The General (1926, Clyde Bruckman, Buster Keaton; Cinematographers: Bert Haines, Devereau Jennings)
There are four tiers of movie comedies. The first tier is for those unforgivable monsters of comedy, films for which Dante, if he were alive to have ever witnessed Date Movie or the Police Academy sequels, would have gladly concocted a slew of new, abominable tortures. You can usually smell the morose void of these movies months away, and are well prepared to avoid them when they hit the multiplex.
The second tier is for the Wedding Crashers, the Tommy Boys, the Dreamworks animation projects, movies that are good for a distracting laugh on a Sunday morning when a nasty hangover is condemning you to the couch until three. There’s nothing particularly wrong with these movies, and everyone will have their own version of this list depending on tastes, but the key factor is, that the movies in tier two aim low, hit the low mark for which they aimed, and move on without any higher aspirations.
Then there is the third tier – movies so funny that you can watch them time and time again, with no diminishing returns. Wet Hot American Summer, Blazing Saddles, Hot Fuzz, and The Last Days of Disco are these movies for me. In these films, detail is paramount, and jokes are layered meticulously, one on top of the next, to reward those eager to take a second look. Tier three’s reigning television champion, Arrested Development, is a show of incredible longevity that offers viewers something fresh on each viewing. There’s no shame in being a tier three comedy.
Tier four is reserved for the greats. The Jacques Tati films, the Wes Anderson films, the best Pixar productions, the best Chaplin features, and, of course, The General. Tier four comedies are everything a tier three comedy is, but they make the leap into greatness with their humanity. Buster Keaton, and Clyde Bruckman, before alcoholism destroyed his life, crafted The General, a comedy often considered to be the apex of both filmmaker’s careers, as a movie that develops its protagonist (Keaton, an energetic train engineer named Gray) to be much more than just an oafish stumblebum of the Laurel and Hardy strain. Keaton’s Gray is intelligent, courageous, and compassionate, and The General finds its humor though audience identification, not disassociation. It’s not Gray, but the world around him that demands ridicule, as if the inherent folly of such a widespread catastrophe as war is too great to escape satirical scrutiny. During a cringe-inducing gag in which Gray must stuff his paramour, Annabelle (played by Marion Mack), into a sack to get her past a group of Union soldiers, the audience, understanding the couple’s well established fortitude, laughs only at the exasperating situation that has forced the two to take such preposterous measures, never at the couple itself.
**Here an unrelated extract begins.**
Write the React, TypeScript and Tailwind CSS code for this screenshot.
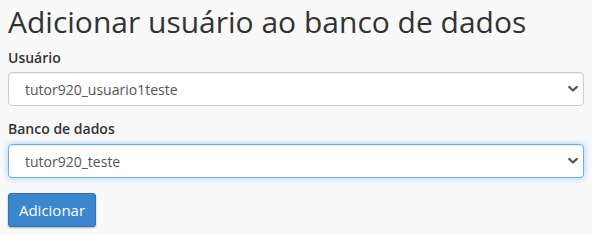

The details may be nonsensical, but the emotion is real. Gray, who has been underestimated during a crucial point in his life, must prove that his love for Annabelle is so titanic, that he would chase down, and fight off an entire army for her. Grey is a benevolent romantic, and when he declares, during the film’s final scene, that his profession is “soldier,” it is with the proud demeanor of a man taking charge of his own greatness. He has overcome every hurdle thrown at him. Those serious about their film comedies would do well to use The General as a blueprint. They don’t come much more uplifting, or honest, than this.